Chicago-based trio Zelienople’s first album in five years is an understated one. Channeling a relatively conventional set-up variously comprising vocal, piano, guitar and drums through a tunnel of progressive and post-rock abstraction and experimentation, whilst imbuing it with a constant sense of fragile introspection, results in a very personal-sounding half dozen long and moody tracks.
Heavy use of reverb and delay give tracks like “Breathe” an otherworldly feel, and there’s a little bit of a lo-fi, echo-heavy vibe on most of the instruments that give a wrapping sense of isolation that mostly comes across as very cold. Breathiness and looseness is integral to the character of the vocal, which works well in tracks such as journeying piece (and highlight) “You Have It”.
The publicity for the album refers to “driving rhythms” and “underground pop”, but the implementation of this is more low-key than you might expect. There’s certainly an edge-of-pop structure around songs like Hold You Up (albeit in eight-minute extended mix form) but generally the performance is so gentle and lackadaisical- but not in a bad way- that it doesn’t channel a pop energy. Instead it can come across like the sound of Joy Division falling asleep. Trio member Mike Weis’s studies of Korean Shaman and Buddhist music is more openly apparent.

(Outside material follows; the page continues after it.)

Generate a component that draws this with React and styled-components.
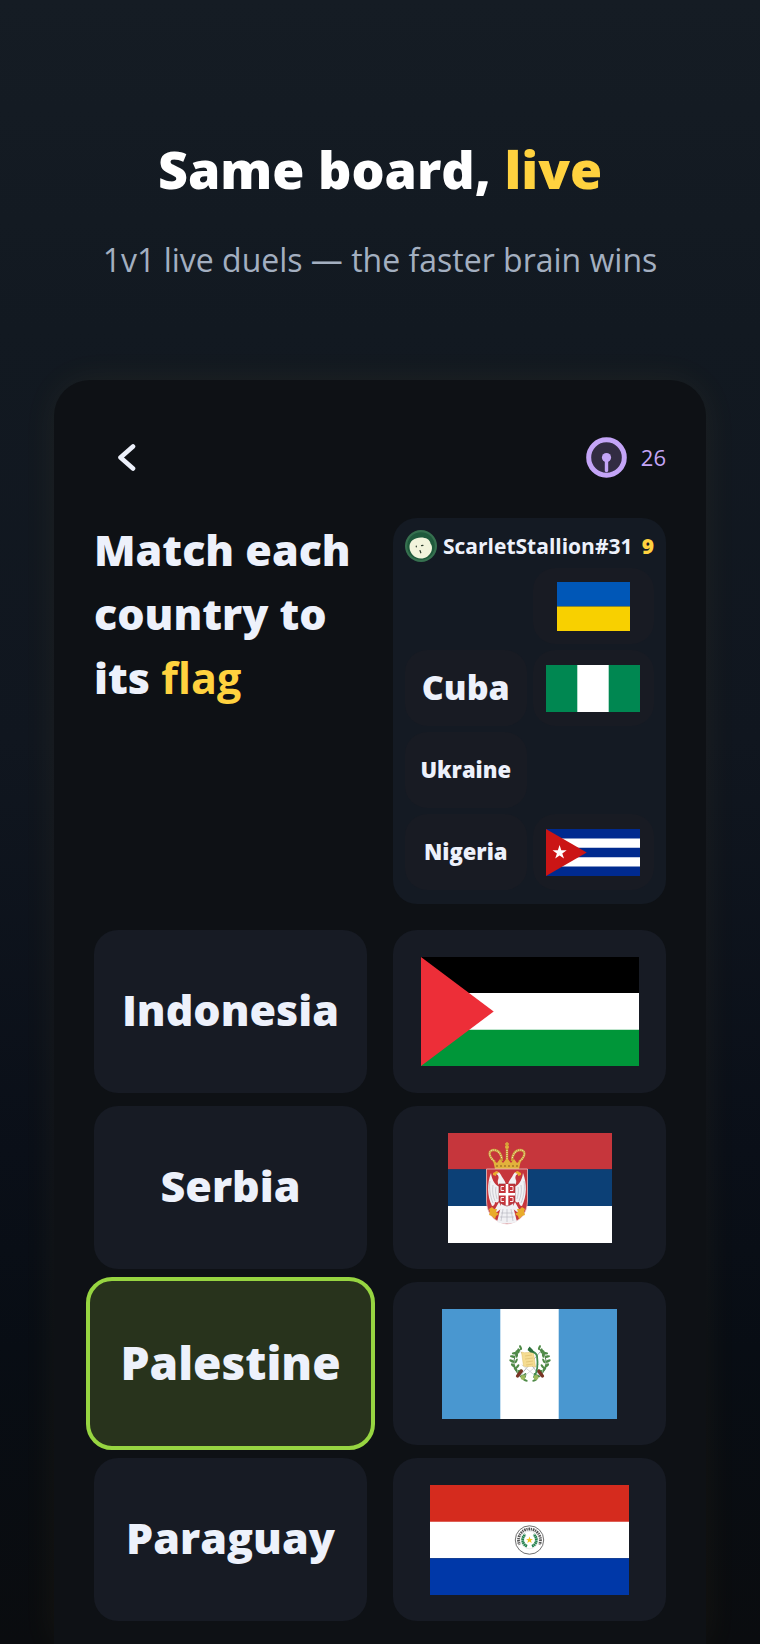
import React, { useState } from 'react';
import styled, { createGlobalStyle, css } from 'styled-components';

const colors = {
  text: '#edf1fb',
  muted: '#a3afc0',
  yellow: '#ffd23f',
  purple: '#c4a5f7',
  green: '#97d541',
  greenDark: '#28331c',
  phone: '#0e1115',
  panel: '#141a23',
  tile: '#171b24',
  miniTile: '#181b23',
};

const GlobalStyle = createGlobalStyle`
  * {
    box-sizing: border-box;
  }
  body {
    margin: 0;
    background: #0b0d0f;
    color: ${colors.text};
    font-family: 'Open Sans', 'Noto Sans', sans-serif;
  }
  button {
    font-family: inherit;
    color: inherit;
    border: 0;
    padding: 0;
    cursor: pointer;
  }
`;

const flexCenter = css`
  display: flex;
  align-items: center;
  justify-content: center;
`;

const Page = styled.main`
  display: flex;
  flex-direction: column;
  min-height: 100vh;
  overflow: hidden;
  padding: 132px 54px 0;
  background: linear-gradient(
    180deg,
    #151c24 0%,
    #121921 20%,
    #10161f 45%,
    #0a0f18 70%,
    #080d14 82%,
    #0a0c0f 100%
  );
`;

const Intro = styled.header`
  text-align: center;
`;

const Title = styled.h1`
  margin: 0;
  color: #fff;
  font-size: 52px;
  font-weight: 800;
  line-height: 74px;
`;

const Subtitle = styled.p`
  margin: 32px 0 0;
  color: ${colors.muted};
  font-size: 32px;
  font-weight: 400;
  line-height: 44px;
`;

const Accent = styled.span`
  color: ${colors.yellow};
`;

const Phone = styled.section`
  flex: 1 0 auto;
  margin-top: 98px;
  padding: 56px 40px 20px;
  border-radius: 36px 36px 0 0;
  background: ${colors.phone};
  box-shadow: 0 0 36px rgba(255, 210, 63, 0.06);
`;

const TopBar = styled.div`
  display: flex;
  align-items: center;
  justify-content: space-between;
  height: 42px;
`;

const BackButton = styled.button`
  ${flexCenter};
  width: 64px;
  height: 42px;
  background: none;
`;

const Timer = styled.div`
  display: flex;
  align-items: center;
  gap: 14px;
  color: ${colors.purple};
  font-size: 22px;
  line-height: 30px;
`;

const Columns = styled.div`
  display: grid;
  grid-template-columns: 1fr 1fr;
  column-gap: 26px;
`;

const Overview = styled(Columns)`
  align-items: start;
  margin-top: 40px;
`;

const Prompt = styled.h2`
  margin: 0;
  font-size: 43px;
  font-weight: 800;
  line-height: 64px;

  ${Accent} {
    font-weight: 700;
  }
`;

const Opponent = styled.aside`
  padding: 12px 12px 14px;
  border-radius: 24px;
  background: ${colors.panel};
`;

const OpponentHead = styled.div`
  display: flex;
  align-items: center;
  gap: 6px;
  height: 32px;
  font-size: 21px;
  font-weight: 700;
  line-height: 28px;
`;

const Score = styled.strong`
  margin-left: auto;
  color: ${colors.yellow};
  font-weight: 800;
`;

const MiniBoard = styled.div`
  display: grid;
  grid-template-columns: 1fr 1fr;
  grid-auto-rows: 76px;
  gap: 6px;
  margin-top: 6px;
`;

const MiniTile = styled.div`
  ${flexCenter};
  padding-bottom: ${props => (props.$label ? 2 : 0)}px;
  border-radius: 22px;
  background: ${props => (props.$empty ? 'none' : colors.miniTile)};
  font-size: ${props => (props.$large ? 34 : 22)}px;
  font-weight: 800;
`;

const Board = styled(Columns)`
  grid-auto-rows: 163px;
  row-gap: 13px;
  margin-top: 26px;
`;

const Tile = styled.button`
  ${flexCenter};
  padding-bottom: ${props => (props.$label ? 4 : 0)}px;
  border-radius: 24px;
  background: ${colors.tile};
  font-size: 43px;
  font-weight: 800;

  ${props =>
    props.$selected &&
    css`
      margin: -5px -8px;
      border: 4px solid ${colors.green};
      border-radius: 26px;
      background: ${colors.greenDark};
      font-size: 46px;
    `};
`;

const FlagSvg = styled.svg`
  display: block;
  flex-shrink: 0;
`;

const Flag = ({ label, width, height, children }) => (
  <FlagSvg
    role="img"
    aria-label={label}
    width={width}
    height={height}
    viewBox={`0 0 ${width} ${height}`}
  >
    {children}
  </FlagSvg>
);

const UkraineFlag = () => (
  <Flag label="Blue and yellow flag" width={73} height={49}>
    <path fill="#0057b7" d="M0 0h73v24.5H0z" />
    <path fill="#f8d000" d="M0 24.5h73V49H0z" />
  </Flag>
);

const NigeriaFlag = () => (
  <Flag label="Green, white and green flag" width={94} height={47}>
    <path fill="#008751" d="M0 0h94v47H0z" />
    <path fill="#fff" d="M31.3 0h31.4v47H31.3z" />
  </Flag>
);

const CubaFlag = () => (
  <Flag label="Striped flag with a star" width={94} height={47}>
    <path fill="#002a8f" d="M0 0h94v47H0z" />
    <path fill="#fff" d="M0 9.4h94v9.4H0zM0 28.2h94v9.4H0z" />
    <path fill="#cb1515" d="M0 0l40.7 23.5L0 47z" />
    <path
      fill="#fff"
      d="M13.6 16l1.7 5.2h5.4l-4.4 3.2 1.7 5.2-4.4-3.2-4.4 3.2 1.7-5.2-4.4-3.2h5.4z"
    />
  </Flag>
);

const PalestineFlag = () => (
  <Flag label="Black, white and green flag" width={218} height={109}>
    <path d="M0 0h218v36.3H0z" />
    <path fill="#fff" d="M0 36h218v37H0z" />
    <path fill="#009639" d="M0 72.7h218V109H0z" />
    <path fill="#ed2e38" d="M0 0l72.7 54.5L0 109z" />
  </Flag>
);

const SerbiaFlag = () => (
  <Flag label="Red, blue and white flag with arms" width={164} height={110}>
    <path fill="#c6363c" d="M0 0h164v36.5H0z" />
    <path fill="#0c4076" d="M0 36.3h164v37H0z" />
    <path fill="#fff" d="M0 73h164v37H0z" />
    {/* crown */}
    <g fill="none" stroke="#c99a35" strokeWidth="2.4">
      <path d="M47 29c-7-6-7-12-1-12 5 0 8 5 8 11" />
      <path d="M71 29c7-6 7-12 1-12-5 0-8 5-8 11" />
      <path d="M59 16v12" />
    </g>
    <g fill="none" stroke="#f7e9b5" strokeWidth="1.2" strokeDasharray="1 1">
      <path d="M46 28c-6-5-6-11 0-11 4 0 7 4 8 9" />
      <path d="M72 28c6-5 6-11 0-11-4 0-7 4-8 9" />
      <path d="M59 17v10" />
    </g>
    <path
      fill="#e2b23c"
      d="M45 27l4 3 3-4 3 4 4-5 4 5 3-4 3 4 4-3-2 9H47z"
    />
    <path stroke="#8a5a1c" strokeDasharray="2 2" d="M48 33h22" />
    <circle cx="59" cy="14" r="2" fill="#e2b23c" />
    <path stroke="#d9a93a" strokeWidth="1.4" d="M59 9v5M57 11h4" />
    {/* shield */}
    <path
      fill="#c6363c"
      stroke="#e8c3c5"
      strokeWidth="0.8"
      d="M38.5 36h41v32c0 13-9 22-20.5 23C47.500 90 38.500 81 38.500 68z"
    />
    {/* double headed eagle */}
    <g fill="#f1f1f4">
      <path d="M43 40c-4 10-4 23 1 33 2 0 3-2 3-4 2 1 4 0 4-2l3-13c-6 0-10-6-11-14z" />
      <path d="M75 40c4 10 4 23-1 33-2 0-3-2-3-4-2 1-4 0-4-2l-3-13c6 0 10-6 11-14z" />
      <path d="M58 53c0-5-3-7-5-11-1-3-4-4-6-3l1 2c3 1 3 4 2 6-1 3 1 6 4 8z" />
      <path d="M60 53c0-5 3-7 5-11 1-3 4-4 6-3l-1 2c-3 1-3 4-2 6 1 3-1 6-4 8z" />
      <path d="M52 51h14l-1 22 4 16c-6 2-14 2-20 0l4-16z" />
      <path d="M51 69l3 6-5 4-3-1zM67 69l-3 6 5 4 3-1z" />
    </g>
    <g fill="none" stroke="#b3b3bc" strokeWidth="0.6">
      <path d="M42 48c-1 7 0 15 3 22M45 52c-1 6 0 11 2 16M48 54c-1 4 0 8 1 12" />
      <path d="M76 48c1 7 0 15-3 22M73 52c1 6 0 11-2 16M70 54c1 4 0 8-1 12" />
      <path d="M55 76l-2 12M59 76v13M63 76l2 12M53 80h12M52 84h14" />
    </g>
    <g fill="#e9ac2c">
      <path d="M45 40l4-2 2 2-3 1v2l-3-1zM73 40l-4-2-2 2 3 1v2l3-1z" />
      <path d="M41 76l3-2 2 2h3l-1 3 3 2-3 2-1 3-3-3-3-1 1-3z" />
      <path d="M77 76l-3-2-2 2h-3l1 3-3 2 3 2 1 3 3-3 3-1-1-3z" />
    </g>
    <path
      fill="#c6363c"
      stroke="#8f2931"
      strokeWidth="0.6"
      d="M51 51h16v15c0 4-4 6-8 7-4-1-8-3-8-7z"
    />
    <path fill="#fff" d="M57.700 51h2.600v9H67v2.600h-6.700v10h-2.600v-10H51V60h6.700z" />
    <g fill="none" stroke="#fff" strokeWidth="0.9">
      <path d="M56 53.500h-3v4h3M62 53.500h3v4h-3" />
      <path d="M56 64.500h-3v4h3M62 64.500h3v4h-3" />
    </g>
  </Flag>
);

const laurel = [
  [0, 30, 20],
  [-4, 27, -20],
  [-7, 23, -35],
  [-9, 19, -50],
  [-10, 14, -65],
  [-9, 9, -80],
  [-7, 5, -95],
  [-4, 2, -115],
];

const LaurelBranch = () => (
  <g>
    <path
      fill="none"
      stroke="#35692f"
      strokeWidth="0.9"
      d="M0 30C-8 27-12 18-9 8-8 5-6 3-3 1"
    />
    {laurel.map(([x, y, turn]) => (
      <g key={y} fill="#4f8a47" transform={`translate(${x} ${y}) rotate(${turn})`}>
        <ellipse cx="0" cy="-2.4" rx="1.3" ry="2.8" />
        <ellipse cx="2" cy="1.6" rx="2.6" ry="1.1" />
      </g>
    ))}
  </g>
);

const GuatemalaFlag = () => (
  <Flag label="Light blue and white flag with a wreath" width={175} height={110}>
    <path fill="#4997d0" d="M0 0h175v110H0z" />
    <path fill="#fff" d="M58.3 0h58.4v110H58.3z" />
    <g transform="translate(82 39)">
      <LaurelBranch />
    </g>
    <g transform="translate(94 39) scale(-1 1)">
      <LaurelBranch />
    </g>
    {/* rifles and swords */}
    <g fill="none" strokeLinecap="round">
      <path stroke="#a7a9ae" strokeWidth="0.9" d="M79 43l20 25M98 43L77 68" />
      <path stroke="#c9cbd0" strokeWidth="0.7" d="M80 69l17-14M96 69L80 56" />
      <path stroke="#7a3424" strokeWidth="3.2" d="M75.500 67l4-5M100.500 67l-4-5" />
    </g>
    {/* scroll */}
    <path
      fill="#f5dc92"
      stroke="#dfbf68"
      strokeWidth="0.5"
      d="M79.500 43c4 2 8-1 12 1l2 14c-4-2-8 1-12-1z"
    />
    <path
      fill="none"
      stroke="#d9b868"
      strokeWidth="0.6"
      d="M83 47l7-1M83 50l8-1M84 53l7-1M84 56l7-1"
    />
    {/* quetzal */}
    <path
      fill="none"
      stroke="#3f8a4d"
      strokeWidth="1.8"
      strokeLinecap="round"
      d="M87 40c2 4 7 2 8 7 1 7 1 15-3 21"
    />
    <path fill="#2c6e3c" d="M85.500 41l2-3.500 3 3 2 3h-4z" />
    <g fill="#9db85c">
      <circle cx="81" cy="68.5" r="2.4" />
      <circle cx="94" cy="68.5" r="2.4" />
    </g>
  </Flag>
);

const ParaguayFlag = () => (
  <Flag label="Red, white and blue flag with a seal" width={199} height={110}>
    <path fill="#d52b1e" d="M0 0h199v37H0z" />
    <path fill="#fff" d="M0 36.7h199v36.6H0z" />
    <path fill="#0038a8" d="M0 73.3h199V110H0z" />
    <g transform="translate(99.5 55)" fill="none">
      <clipPath id="sealArc">
        <path d="M-15-15h30V7L0 0-15 7z" />
      </clipPath>
      <circle r="14.2" stroke="#4a4a4a" strokeWidth="0.8" />
      <circle r="8.8" stroke="#c9c9c9" strokeWidth="0.4" />
      <circle
        r="11"
        stroke="#555"
        strokeWidth="2.8"
        strokeDasharray="1.2 0.8 1.7 0.7"
        clipPath="url(#sealArc)"
      />
      <path
        stroke="#22804c"
        strokeWidth="2.8"
        strokeDasharray="1.6 0.4"
        d="M-2.500 6.300C-8 4-8-3-4-5.500M2.500 6.300C8 4 8-3 4-5.500"
      />
      <path
        fill="#f3c520"
        d="M0-3.400l.9 2.400h2.500L1.400.6l.8 2.500L0 1.600l-2.200 1.500.8-2.500-2-1.600h2.500z"
      />
    </g>
  </Flag>
);

const Avatar = () => (
  <svg width="32" height="32" viewBox="0 0 32 32" aria-hidden="true">
    <circle cx="16" cy="16" r="16" fill="#36704f" />
    <circle cx="16" cy="16" r="13.8" fill="#1f5a3c" />
    <path
      fill="#f2f4dc"
      d="M4.500 17c0-6 5-9.500 11.500-9.500 5 0 9 2 9.500 6 1.500 1.500 2 4.500 1 7.500-2 5-6 7.500-10.500 7.500C9.500 28.500 4.500 23 4.500 17z"
    />
    <g fill="none" stroke="#2c3b2c" strokeWidth="1.2" strokeLinecap="round">
      <path d="M11.300 16v.8M16.500 15.700l1.500-.4M15 20.500l.8 2.300" />
    </g>
  </svg>
);

const TimerIcon = () => (
  <svg width="41" height="41" viewBox="0 0 41 41" aria-hidden="true">
    <circle cx="20.5" cy="20.5" r="17.8" fill="#322c42" stroke={colors.purple} strokeWidth="5" />
    <circle cx="20.5" cy="20.5" r="4.6" fill={colors.purple} />
    <path stroke={colors.purple} strokeWidth="3.4" strokeLinecap="round" d="M20.500 21v12.500" />
  </svg>
);

const BackIcon = () => (
  <svg width="20" height="30" viewBox="0 0 20 30" aria-hidden="true">
    <path
      fill="none"
      stroke={colors.text}
      strokeWidth="4.6"
      strokeLinecap="round"
      strokeLinejoin="round"
      d="M17 4.500L4.500 15.500l12.500 11"
    />
  </svg>
);

const opponentRows = [
  { name: '', flag: UkraineFlag },
  { name: 'Cuba', large: true, flag: NigeriaFlag },
  { name: 'Ukraine', flag: null },
  { name: 'Nigeria', flag: CubaFlag },
];

const boardRows = [
  { name: 'Indonesia', flag: PalestineFlag },
  { name: 'Serbia', flag: SerbiaFlag },
  { name: 'Palestine', flag: GuatemalaFlag },
  { name: 'Paraguay', flag: ParaguayFlag },
];

export default function App() {
  const [selected, setSelected] = useState('Palestine');

  return (
    <Page>
      <GlobalStyle />
      <Intro>
        <Title>
          Same board, <Accent>live</Accent>
        </Title>
        <Subtitle>1v1 live duels — the faster brain wins</Subtitle>
      </Intro>

      <Phone>
        <TopBar>
          <BackButton type="button" aria-label="Back">
            <BackIcon />
          </BackButton>
          <Timer>
            <TimerIcon />
            <span>26</span>
          </Timer>
        </TopBar>

        <Overview>
          <Prompt>
            Match each country to its <Accent>flag</Accent>
          </Prompt>
          <Opponent>
            <OpponentHead>
              <Avatar />
              <span>ScarletStallion#31</span>
              <Score>9</Score>
            </OpponentHead>
            <MiniBoard>
              {opponentRows.map(({ name, large, flag: FlagImage }, i) => (
                <React.Fragment key={i}>
                  <MiniTile $label $empty={!name} $large={large}>
                    {name}
                  </MiniTile>
                  <MiniTile $empty={!FlagImage}>{FlagImage && <FlagImage />}</MiniTile>
                </React.Fragment>
              ))}
            </MiniBoard>
          </Opponent>
        </Overview>

        <Board>
          {boardRows.map(({ name, flag: FlagImage }) => (
            <React.Fragment key={name}>
              <Tile
                type="button"
                $label
                $selected={selected === name}
                aria-pressed={selected === name}
                onClick={() => setSelected(name)}
              >
                {name}
              </Tile>
              <Tile type="button">
                <FlagImage />
              </Tile>
            </React.Fragment>
          ))}
        </Board>
      </Phone>
    </Page>
  );
}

A bit of variety comes in the fairly modestly handled use of different instrumentation, such as what seems to be bass clarinet and flute synth sounds that creep in to “Just An Unkind Time”, but this is so subtle that it’s hard to be confident as to what they even are.
Although the grunginess and washy production qualities of this aren’t always to my taste, nevertheless there’s a purity of expression and a musical richness that seeps through here and makes it a very worthwhile listen for those times of indulgent rather than enforced isolation.